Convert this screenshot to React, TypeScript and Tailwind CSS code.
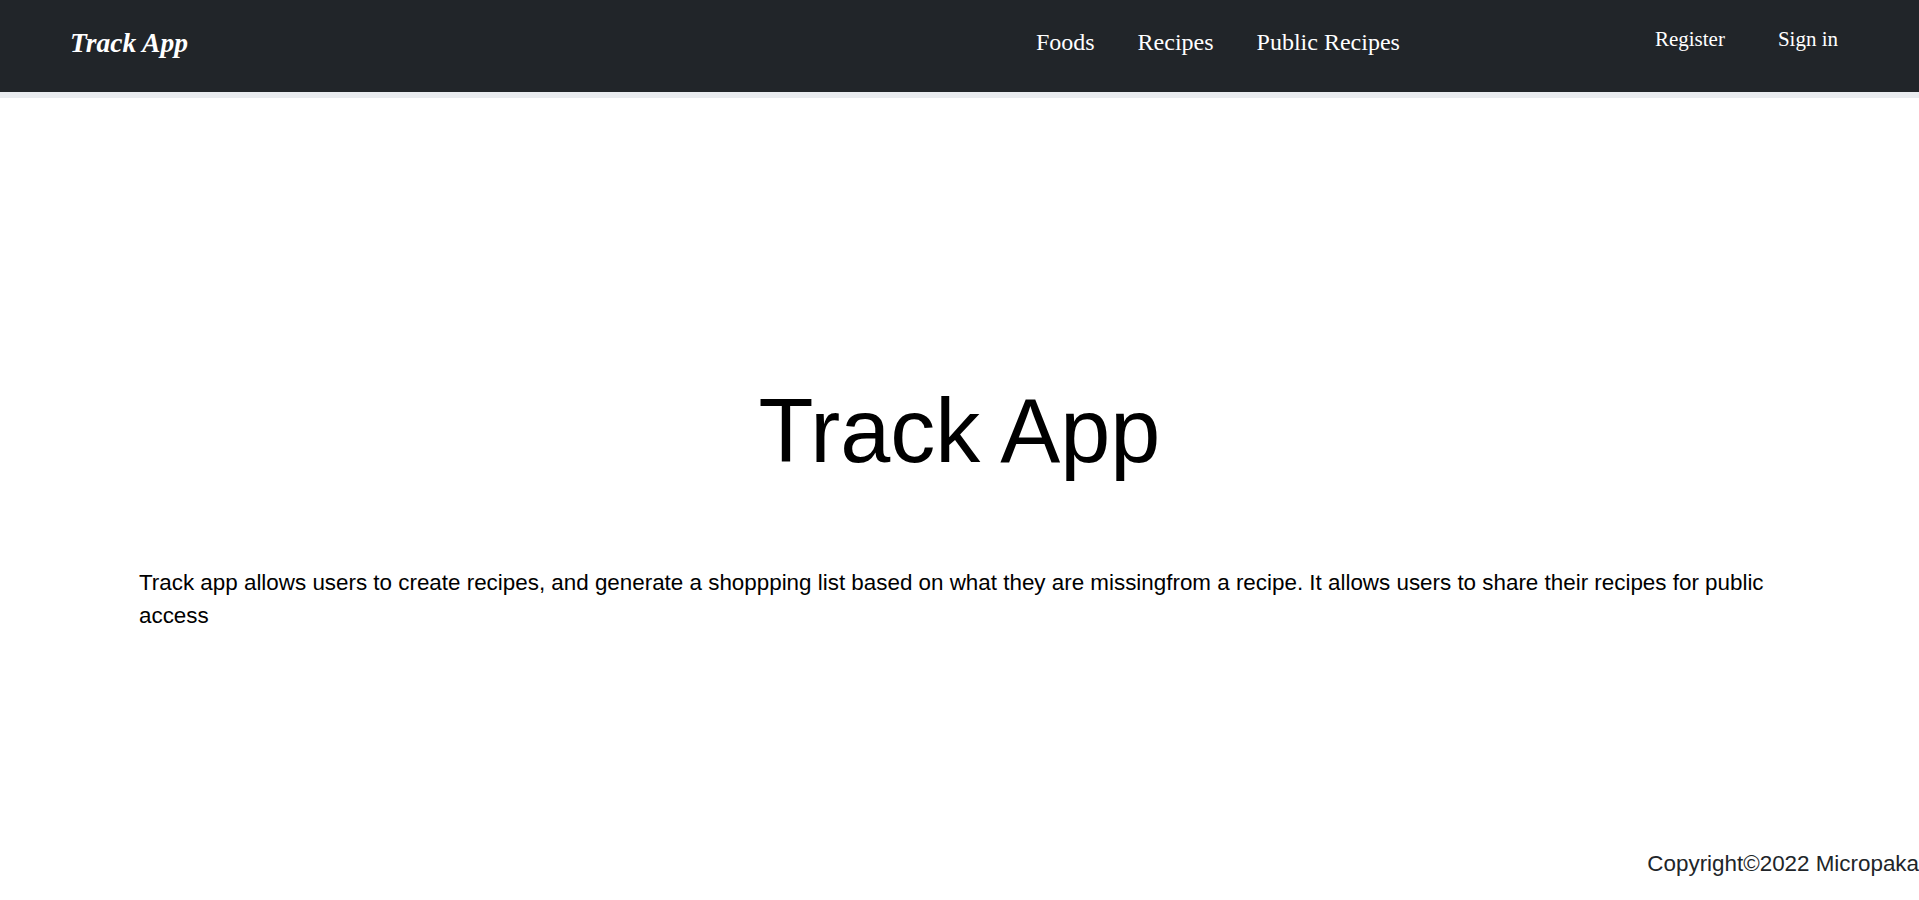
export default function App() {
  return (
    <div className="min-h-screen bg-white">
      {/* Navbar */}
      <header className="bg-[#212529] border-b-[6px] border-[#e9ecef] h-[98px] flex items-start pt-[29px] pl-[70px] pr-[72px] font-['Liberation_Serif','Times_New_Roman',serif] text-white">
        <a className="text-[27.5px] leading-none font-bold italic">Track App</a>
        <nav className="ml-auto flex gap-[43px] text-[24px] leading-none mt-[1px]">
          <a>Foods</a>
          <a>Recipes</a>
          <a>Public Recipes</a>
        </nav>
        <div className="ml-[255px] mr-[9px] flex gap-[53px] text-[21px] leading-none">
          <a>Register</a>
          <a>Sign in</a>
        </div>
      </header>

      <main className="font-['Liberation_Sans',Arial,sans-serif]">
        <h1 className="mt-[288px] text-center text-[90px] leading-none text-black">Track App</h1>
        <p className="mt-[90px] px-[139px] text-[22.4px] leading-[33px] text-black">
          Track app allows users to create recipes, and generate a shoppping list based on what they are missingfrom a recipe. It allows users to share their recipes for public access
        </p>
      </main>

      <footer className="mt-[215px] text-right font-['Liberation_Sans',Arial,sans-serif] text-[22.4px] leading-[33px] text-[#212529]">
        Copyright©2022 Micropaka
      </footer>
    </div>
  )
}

* Short exercise *
Reproduce each line exactly, please, except for any pictures.

* Complete response *
Convert this screenshot to React, TypeScript and Tailwind CSS code.
export default function App() {
  return (
    <div className="min-h-screen bg-white">
      {/* Navbar */}
      <header className="bg-[#212529] border-b-[6px] border-[#e9ecef] h-[98px] flex items-start pt-[29px] pl-[70px] pr-[72px] font-['Liberation_Serif','Times_New_Roman',serif] text-white">
        <a className="text-[27.5px] leading-none font-bold italic">Track App</a>
        <nav className="ml-auto flex gap-[43px] text-[24px] leading-none mt-[1px]">
          <a>Foods</a>
          <a>Recipes</a>
          <a>Public Recipes</a>
        </nav>
        <div className="ml-[255px] mr-[9px] flex gap-[53px] text-[21px] leading-none">
          <a>Register</a>
          <a>Sign in</a>
        </div>
      </header>

      <main className="font-['Liberation_Sans',Arial,sans-serif]">
        <h1 className="mt-[288px] text-center text-[90px] leading-none text-black">Track App</h1>
        <p className="mt-[90px] px-[139px] text-[22.4px] leading-[33px] text-black">
          Track app allows users to create recipes, and generate a shoppping list based on what they are missingfrom a recipe. It allows users to share their recipes for public access
        </p>
      </main>

      <footer className="mt-[215px] text-right font-['Liberation_Sans',Arial,sans-serif] text-[22.4px] leading-[33px] text-[#212529]">
        Copyright©2022 Micropaka
      </footer>
    </div>
  )
}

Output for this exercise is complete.